Games, challenges and competition challenged participants in this year’s “Pointless Pursuit.”
The “Pointless Pursuit” is a 14-part mental and physical competition in Columbus in the style of the TV show “The Amazing Race.”
More than 100 teams of two people each competed in this year’s 5th annual race Sunday.
“Obviously, we’ve grown exponentially over the years,” said Kristen Warren, the event coordinator and the creator of Pointless Pursuit.
“You see from year to year you learn so much from each event.”
The race starts and ends at End Zone bar and grill on Vine Street and takes participants around Columbus to locations like Wall Street Nightclub, Columbus Commons and Italian Village Park. But Warren said the race is less about the traveling and more about the contests.
“Our first year, it was very expansive and covered from (the) University District all the way down through German Village,” Warren said. “Now we’ve condensed it … I wanted teams to be able to be competitive without having to run from one thing to the next.”
Contestants are encouraged to wear silly costumes to the event, and before each race, a costume contest is held.
“There are definitely teams that go all out, one year we had a team where a woman wore her actual wedding dress — a full wedding dress, the whole nine yards, and she came in second,” Warren said.
Some of the costumes on display for this year’s Pointless Pursuit were a pair of female Vikings, some ninjas and a team posing as the man from the Dos Equis beer commercials.
At the beginning of the race, teams are given a passport, which contains 14 mental puzzles such as a word search or pictographs. Solving the puzzles reveals the location of the challenges.
Each year a new batch of challenges awaits the competitors. Some contestants said their past favorites have been a challenge in which competitors had to win at Mario Kart and a sexy dance challenge.
“I liked ‘Get Your Sexy Back,’” said Mindy Neal, who has been competing in the Pointless Pursuit with her husband, J.B., since the first year of the event. “He had to learn dance moves around a pole … so that was fun to watch your husband try to dance sexy.”
The events can range from physical competitions to silly challenges.
“We had to eat a dog biscuit one year,” Neal said. “So that was gross.”
This year’s race featured an original array of challenges, including contests in which partners have to use a slingshot to fire golf balls into a bucket held by the other partner, and a challenge in which teams had to put enough pennies in a container to match the exact weight of a sealed container.
The 2013 Pointless Pursuit was won by Team Shenanigans, which consists of husband and wife Tyler and Shannon Sprau.

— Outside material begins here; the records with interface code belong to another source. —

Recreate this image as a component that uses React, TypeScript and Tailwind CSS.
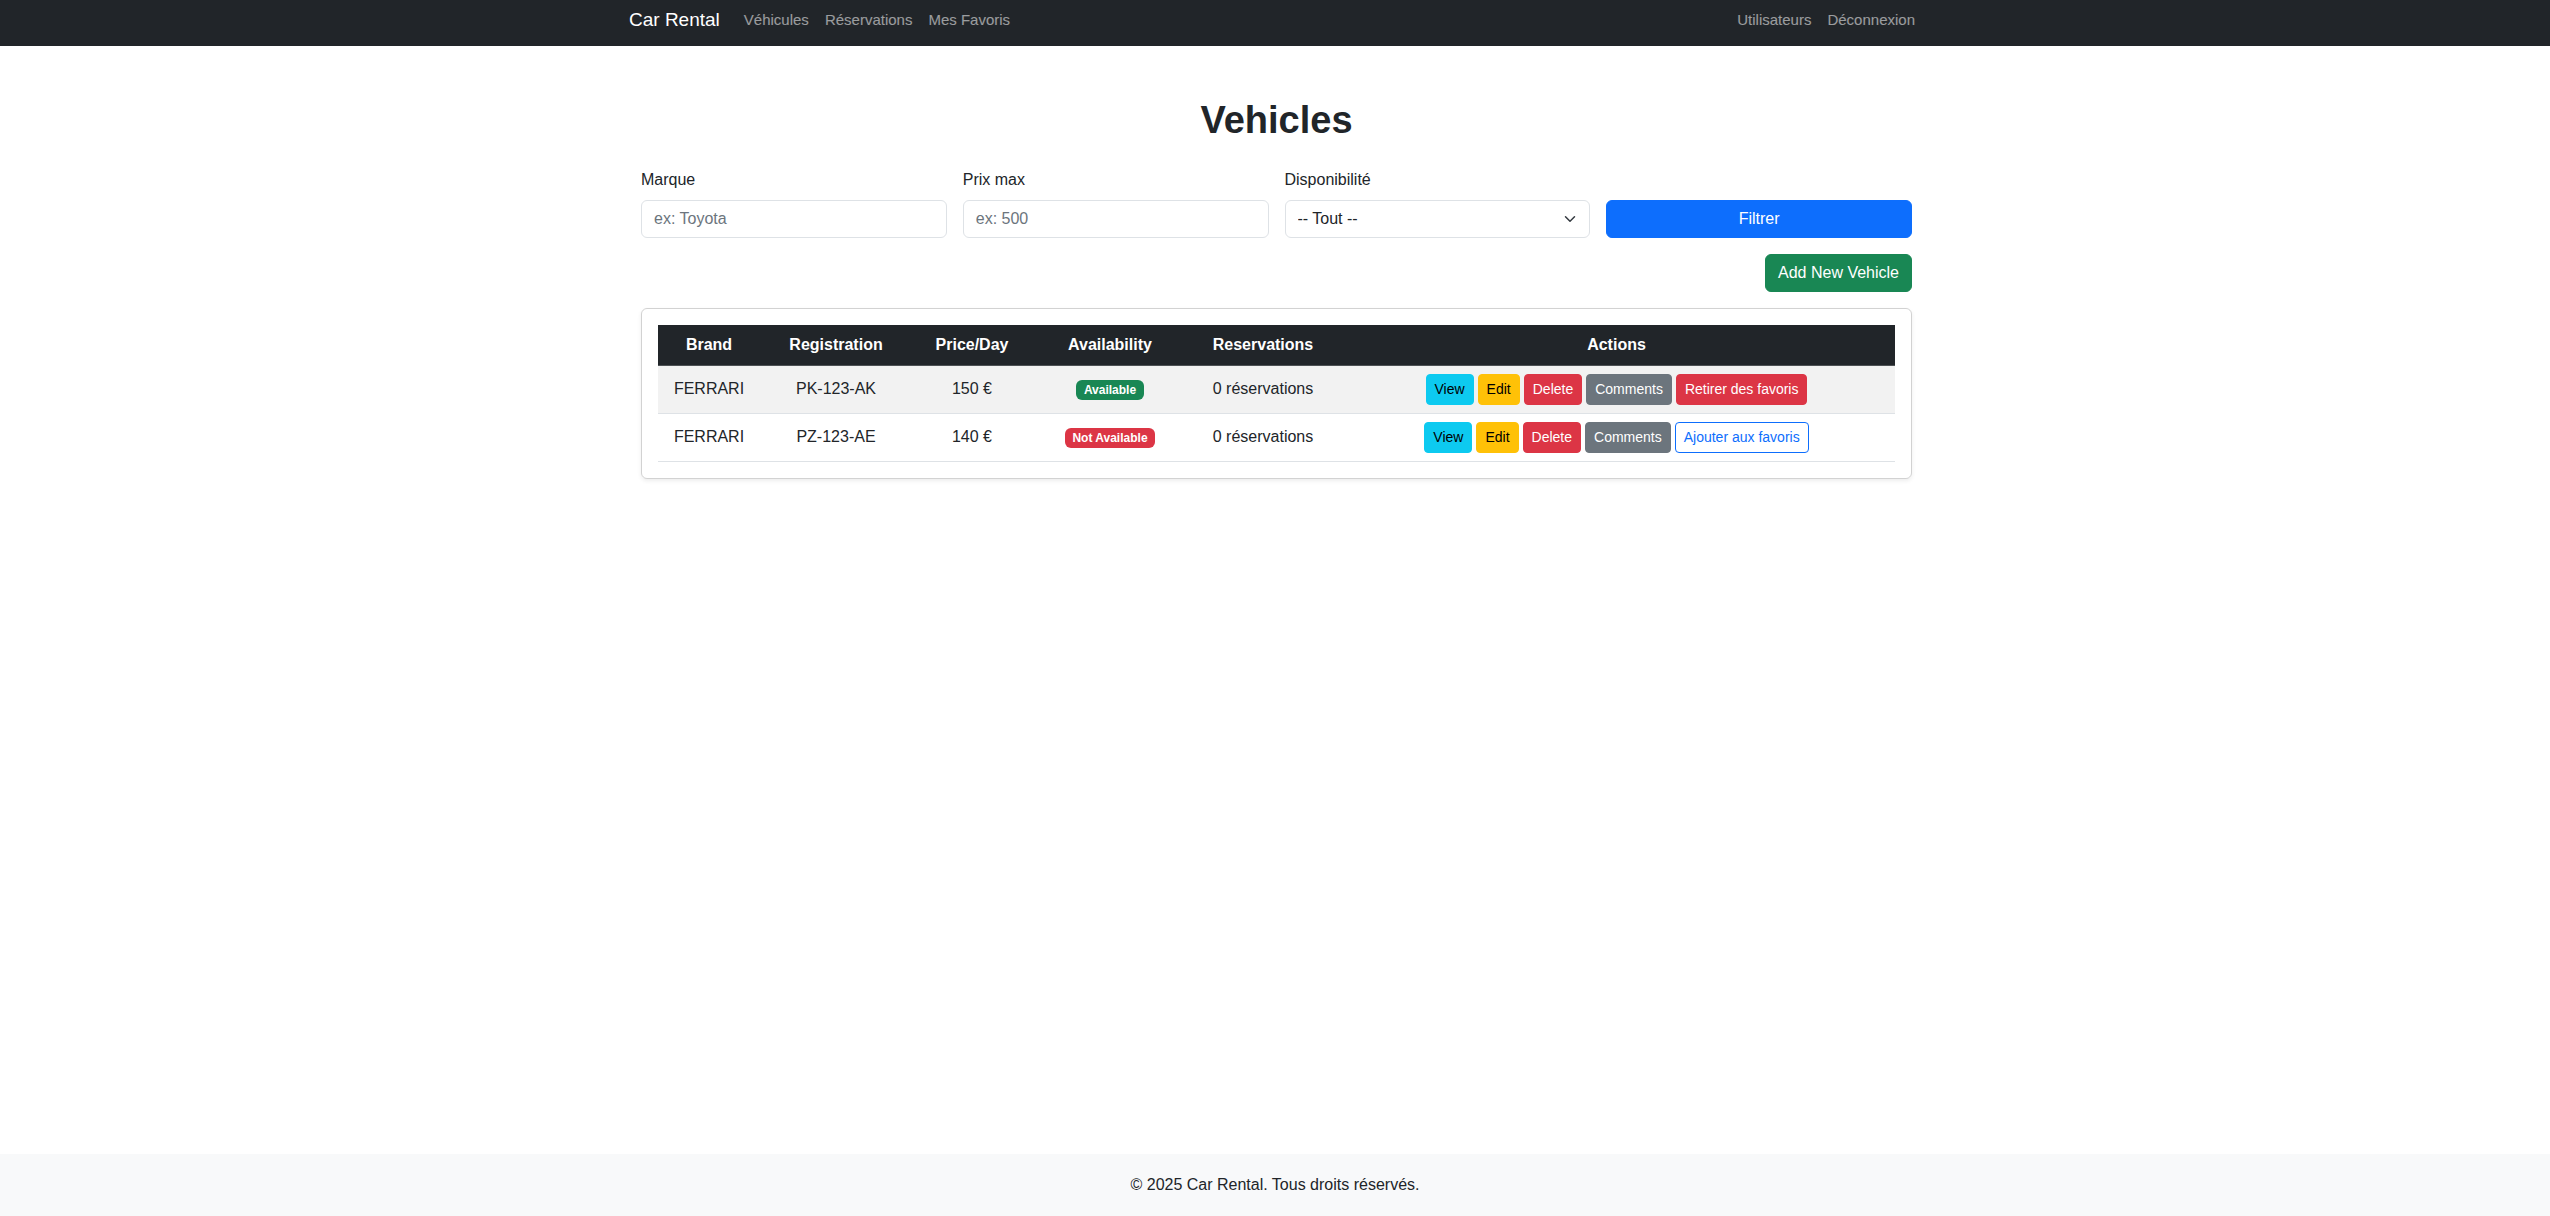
import { useState } from 'react'

type Vehicle = {
  id: number
  brand: string
  registration: string
  price: number
  available: boolean
  reservations: number
  favorite: boolean
}

const VEHICLES: Vehicle[] = [
  { id: 1, brand: 'FERRARI', registration: 'PK-123-AK', price: 150, available: true,  reservations: 0, favorite: true  },
  { id: 2, brand: 'FERRARI', registration: 'PZ-123-AE', price: 140, available: false, reservations: 0, favorite: false },
]

const LEFT_LINKS = ['Véhicules', 'Réservations', 'Mes Favoris']
const RIGHT_LINKS = ['Utilisateurs', 'Déconnexion']

function Navbar() {
  return (
    <nav className="bg-[#212529] h-[46px]">
      <div className="mx-auto w-[1320px] h-full px-3 pb-[6px] flex items-center justify-between">
        <div className="flex items-center">
          <a className="text-white text-[19px] leading-[30px] mr-4 pl-[2px]">Car Rental</a>
          <ul className="flex text-[15px]">
            {LEFT_LINKS.map(l => (
              <li key={l}><a className="block px-2 text-white/55">{l}</a></li>
            ))}
          </ul>
        </div>
        <ul className="flex text-[15px]">
          {RIGHT_LINKS.map(l => (
            <li key={l}><a className="block px-2 text-white/55">{l}</a></li>
          ))}
        </ul>
      </div>
    </nav>
  )
}

function Th({ children, className = '' }: { children: React.ReactNode; className?: string }) {
  return (
    <th className={`bg-[#212529] text-white font-bold text-center px-2 py-2 border-b border-[#4d5154] ${className}`}>
      {children}
    </th>
  )
}

function Td({ children }: { children: React.ReactNode }) {
  return <td className="px-2 py-2 text-center align-middle border-b border-[#dee2e6]">{children}</td>
}

const btnSm = 'h-[31px] px-2 text-sm leading-[21px] rounded border'

export default function App() {
  const [brand, setBrand] = useState('')
  const [maxPrice, setMaxPrice] = useState('')
  const [dispo, setDispo] = useState('')
  const [vehicles, setVehicles] = useState(VEHICLES)

  const toggleFav = (id: number) =>
    setVehicles(vs => vs.map(v => (v.id === id ? { ...v, favorite: !v.favorite } : v)))

  return (
    <div className="min-h-screen flex flex-col bg-white text-[#212529] text-base leading-normal font-['Liberation_Sans','Segoe_UI',Arial,sans-serif]">
      <Navbar />

      <main className="mx-auto w-[1320px] pl-[26px] pr-[23px]">
        <h1 className="text-center text-[38px] font-bold leading-[1.2] mt-[52px] mb-6">Vehicles</h1>

        <div className="grid grid-cols-4 gap-4 items-end mb-4">
          <div>
            <label className="block mb-2">Marque</label>
            <input
              value={brand}
              onChange={e => setBrand(e.target.value)}
              placeholder="ex: Toyota"
              className="w-full h-[38px] px-3 border border-[#dee2e6] rounded-md outline-none placeholder:text-[#6c757d]"
            />
          </div>
          <div>
            <label className="block mb-2">Prix max</label>
            <input
              value={maxPrice}
              onChange={e => setMaxPrice(e.target.value)}
              placeholder="ex: 500"
              className="w-full h-[38px] px-3 border border-[#dee2e6] rounded-md outline-none placeholder:text-[#6c757d]"
            />
          </div>
          <div>
            <label className="block mb-2">Disponibilité</label>
            <div className="relative">
              <select
                value={dispo}
                onChange={e => setDispo(e.target.value)}
                className="appearance-none w-full h-[38px] pl-3 pr-9 border border-[#dee2e6] rounded-md bg-white text-[#212529] outline-none"
              >
                <option value="">-- Tout --</option>
                <option value="1">Disponible</option>
                <option value="0">Non disponible</option>
              </select>
              <svg viewBox="0 0 16 16" className="w-4 h-3 absolute right-3 top-[13px] pointer-events-none">
                <path d="m2 5 6 6 6-6" fill="none" stroke="#343a40" strokeWidth="2" strokeLinecap="round" strokeLinejoin="round" />
              </svg>
            </div>
          </div>
          <div>
            <button className="w-full h-[38px] rounded-md bg-[#0d6efd] border border-[#0d6efd] text-white">Filtrer</button>
          </div>
        </div>

        <div className="flex justify-end mb-4">
          <button className="h-[38px] px-3 rounded-md bg-[#198754] border border-[#198754] text-white">Add New Vehicle</button>
        </div>

        <div className="border border-black/[0.175] rounded-md shadow-[0_2px_4px_rgba(0,0,0,0.075)] p-4">
          <table className="w-full table-fixed border-collapse">
            <thead>
              <tr>
                <Th className="w-[102px]">Brand</Th>
                <Th className="w-[152px]">Registration</Th>
                <Th className="w-[120px]">Price/Day</Th>
                <Th className="w-[156px]">Availability</Th>
                <Th className="w-[150px]">Reservations</Th>
                <Th>Actions</Th>
              </tr>
            </thead>
            <tbody>
              {vehicles.map((v, i) => (
                <tr key={v.id} className={i % 2 === 0 ? 'bg-[#f2f2f2]' : 'bg-white'}>
                  <Td>{v.brand}</Td>
                  <Td>{v.registration}</Td>
                  <Td>{v.price} €</Td>
                  <Td>
                    <span className={`inline-block text-xs font-bold leading-none px-[7.8px] py-[4.2px] rounded-md text-white ${v.available ? 'bg-[#198754]' : 'bg-[#dc3545]'}`}>
                      {v.available ? 'Available' : 'Not Available'}
                    </span>
                  </Td>
                  <Td>{v.reservations} réservations</Td>
                  <Td>
                    <div className="flex justify-center gap-1">
                      <button className={`${btnSm} bg-[#0dcaf0] border-[#0dcaf0] text-black`}>View</button>
                      <button className={`${btnSm} bg-[#ffc107] border-[#ffc107] text-black`}>Edit</button>
                      <button className={`${btnSm} bg-[#dc3545] border-[#dc3545] text-white`}>Delete</button>
                      <button className={`${btnSm} bg-[#6c757d] border-[#6c757d] text-white`}>Comments</button>
                      {v.favorite ? (
                        <button onClick={() => toggleFav(v.id)} className={`${btnSm} bg-[#dc3545] border-[#dc3545] text-white`}>
                          Retirer des favoris
                        </button>
                      ) : (
                        <button onClick={() => toggleFav(v.id)} className={`${btnSm} bg-transparent border-[#0d6efd] text-[#0d6efd]`}>
                          Ajouter aux favoris
                        </button>
                      )}
                    </div>
                  </Td>
                </tr>
              ))}
            </tbody>
          </table>
        </div>
      </main>

      <footer className="mt-auto bg-[#f8f9fa] h-[62px] flex items-center justify-center">
        <p>© 2025 Car Rental. Tous droits réservés.</p>
      </footer>
    </div>
  )
}
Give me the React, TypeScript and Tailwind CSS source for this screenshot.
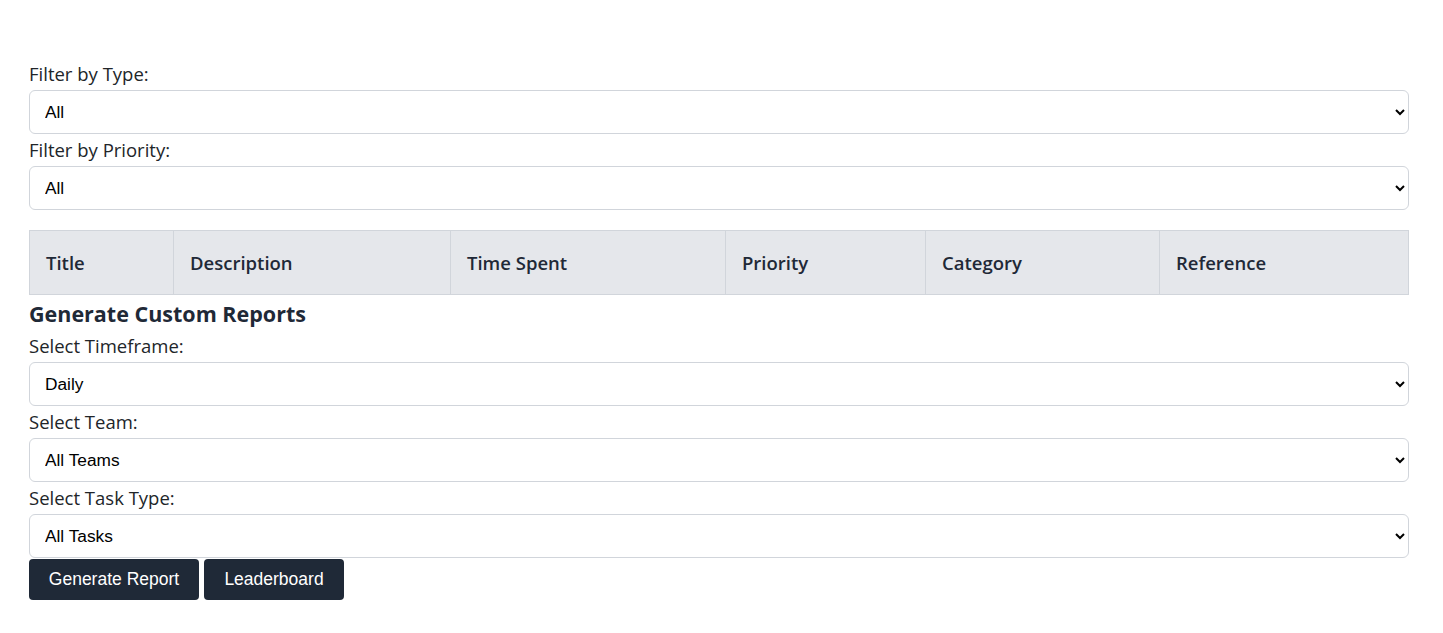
const columns = [
  { name: "Title", width: "w-[144px]" },
  { name: "Description", width: "w-[277px]" },
  { name: "Time Spent", width: "w-[275px]" },
  { name: "Priority", width: "w-[200px]" },
  { name: "Category", width: "w-[234px]" },
  { name: "Reference", width: "" },
]

const selectCls =
  "block w-full h-[44px] pl-[11px] pr-2 border border-[#d1d5db] rounded-md bg-white text-black text-[17.3px] font-['Liberation_Sans',Arial,sans-serif]"

function Field({ label, options, last }: { label: string; options: string[]; last?: boolean }) {
  return (
    <div className={last ? "" : "mb-1"}>
      <label className="block h-6 leading-6 mb-1 text-[18.5px] text-[#212529]">{label}</label>
      <select className={selectCls}>
        {options.map((o) => (
          <option key={o}>{o}</option>
        ))}
      </select>
    </div>
  )
}

export default function App() {
  return (
    <div className="bg-white min-h-screen font-['Open_Sans',sans-serif]">
      <div className="pl-[29px] pr-[34px] pt-[62px]">
        <Field label="Filter by Type:" options={["All", "Bug", "Feature"]} />
        <Field label="Filter by Priority:" options={["All", "High", "Medium", "Low"]} />

        <table className="w-full mt-5 border-collapse">
          <thead>
            <tr className="bg-[#e5e7eb] h-[64px]">
              {columns.map((c) => (
                <th
                  key={c.name}
                  className={`${c.width} border border-[#d1d5db] px-4 text-left text-[18.5px] font-semibold text-[#1f2937]`}
                >
                  {c.name}
                </th>
              ))}
            </tr>
          </thead>
        </table>

        <h2 className="mt-[5px] text-[21.5px] leading-7 font-bold text-[#1f2937]">Generate Custom Reports</h2>
        <div className="mt-[6px]">
          <Field label="Select Timeframe:" options={["Daily", "Weekly", "Monthly"]} />
          <Field label="Select Team:" options={["All Teams"]} />
          <Field label="Select Task Type:" options={["All Tasks"]} last />
          <div className="flex gap-[5px] mt-px font-['Liberation_Sans',Arial,sans-serif]">
            <button className="h-[41px] w-[170px] rounded bg-[#1f2937] text-white text-[17.5px]">Generate Report</button>
            <button className="h-[41px] w-[140px] rounded bg-[#1f2937] text-white text-[17.5px]">Leaderboard</button>
          </div>
        </div>
      </div>
    </div>
  )
}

“This is the fourth year we’ve done it,” said Shannon Sprau. “The first year we came in third place, the second year I ran it pregnant … and then last year we just didn’t do very well.”
This year, though, the team came prepared with a new strategy.
“First thing we did when we got our clue book was we sat down right here at the start line, and we figured out all the clues so we knew where everything was,” Tyler Sprau said. “Then on a napkin we got from the bar here, we drew out a vague map of the city… then we just kind of went for it.”
For their first place finish, the Spraus received a package containing several gift cards to End Zone and White Castle, as well as Columbus Blue Jackets baseball hats and complimentary Columbus Crew tickets.